Fido/ROGERS (you forgot that they're the same company): $0.25 per minute if you do live on the 401 (about, I'd guess, 8% of Canada's population lives nearby it), $7.45 per month additional required fees. Note that while the GSM spec requires the transmission of caller ID, Fido/ROGERS scrubs it at the CO unless you pay about $5/monthly. You can avoid the $0.25 per minute fees by paying $5 monthly to access the ROGERS network that Fido/ROGERS owns anyways. Long distance is 6x the equivalent land-line plan.
# 30 per minute: long-distance rate within Canada and to the U.S.
# Monthly system access fees of $6.95 (non-government fee), a monthly 911 emergency service fee (50), taxes, long-distance and roaming charges, as well as other charges are not included. Each additional minute of local calls costs 30, 35 for Couples packages and 10 with the 100/1000/Unlimited package. Unlimited packages and options are subject to Fido's Acceptable Use Policy. Some conditions apply. Fido is a registered trademark of Fido Solutions Inc. Unlimited local calls exclude calls made through Call Forwarding. Airtime used for calls made and received on the expanded network is not included in your monthly package and cost 25 per minute. Couples packages are available with a Fido Agreement per subscriber and can only be activated and shared among subscribers within the same local calling area. Unlimited local calls for Couple packages are between Couple subscribers within the same account. Couple packages can be shared by up to five subscribers with a Fido Agreement per subscriber but need, at all times, a minimum of two subscribers in the same account in order to remain activated. Subject to Fido's Acceptable Use Policy. Some conditions apply. Fido is a registered trademark of Fido Solutions Inc.
Telus: $20 buys you 50 minutes. Need I say more? Sure, why the hell not. First twelve months $10.62 additional, after that, $7.70 additional per month. Long distance 6x land-line prices.
additional charges
additional local minute rate: 30/minute
directory assistance 411 charge: $1.50 call plus airtime
one time account set-up charge: $35
long distance charges
Canada to Canada; Canada to U.S.: 30/minute
U.S. to U.S.; U.S. to Canada: 50/minute
U.S. roaming rate: 95/minute
monthly system access fee $6.95
monthly enhanced 911 emergency service access charge 75
Telus prepaid: $2.92 monthly charge for the first 12 months additional. $10/monthly minimum fee. $10 card buys you a maximum 23 minutes talk time. Slightly better price on long distance, only 5x land-line prices. What I do like about prepaid is the how BS like "System Access Fees" get put in the price like they should be when consumers have easy access to the information before buying time.

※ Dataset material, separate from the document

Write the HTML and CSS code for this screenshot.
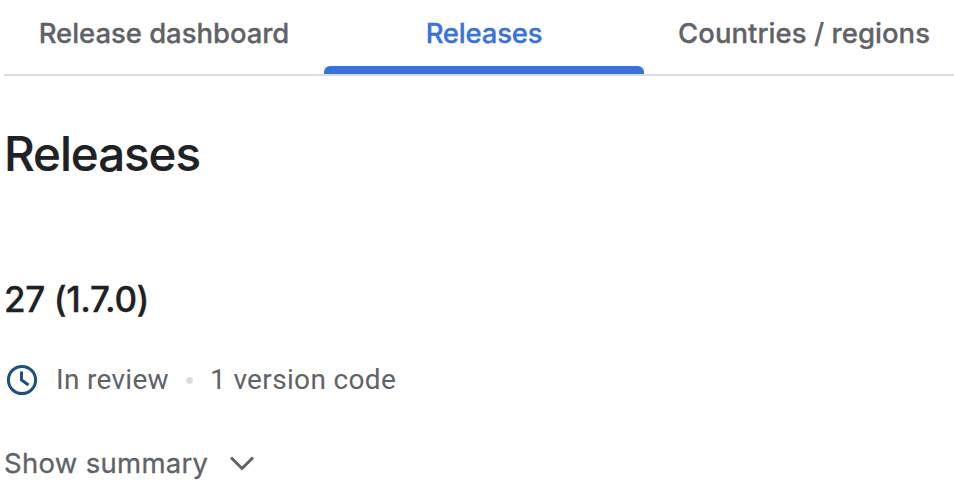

one time account set-up charge
full serve through client care: $35
monthly enhanced 911 emergency access charge 75/month
Rogers/Cantel: Add $10.87 monthly for the first year. Drops to about $7.50 additional per month after that. Long distance is "only" 6 times more expensive than with any regularly discounted land-line. Note that while the GSM spec requires the transmission of caller ID, Rogers/Cantel scrubs it at the CO unless you pay about $5/monthly.
Other Important Costs and Details:
A System Access Fee of $6.95/month is additional*
A 911 Fee of $0.50/month is additional
A one-time Activation Fee of $35.00 is additional
Additional airtime is $0.30 / minute
Wireless voice calls are billed by the minute
$0.30 per minute for long distance calls within Canada and to the U.S.
$0.95 (CDN)/minute for local calls from your Digital TDMA or GSM phone while roaming in the U.S. (wherever roaming is available).*
$1.25 (US)/min
http://www.mobilecomms-technology.com/contractors/ inbuilding/ip_access/
I've thought abt this, since it wud become an ideal solution for communication in rural areas (forgetting the spectrum issues!), with handset costs at an all time low !! Well, Vanu http://www.vanu.com/ has come up with a good solution, wherein high performance commodity PCs are used for software DSP. In the open domain, we have GnuRadio http://www.gnuradio.org/trac/ doing great work in developing algorithms. Also a project is underway for decoding GSM signals off the air http://www.thc.org/gsm/. May be someday, it can build up into a really working opensource BTS !! Cheers..
You can run it using ClusterKnoppix. I don't know if you have to download the package, but I do know that I saw it in the package list.
The college itself might be able to acquire some bandwidth licenses in the 450MHz spectrum from the government and then you could run CDMA450 cellphone equipment. CDMA450 is not used by any public carriers in the US or Canada, but is used in China, southeast Asia, Russia, eastern Europe, Central American and African countries using infrastructure equipment made by Nortel available today on the market and handsets are made by Nortel and Huawei. One benefit of the 450MHz spectrum is that it penetrates buildings much better and covers terrain and foliage much better than 850 thru 1900 MHz so you could probably cover an entire college campus area with only a single antenna site on the roof of a building on campus.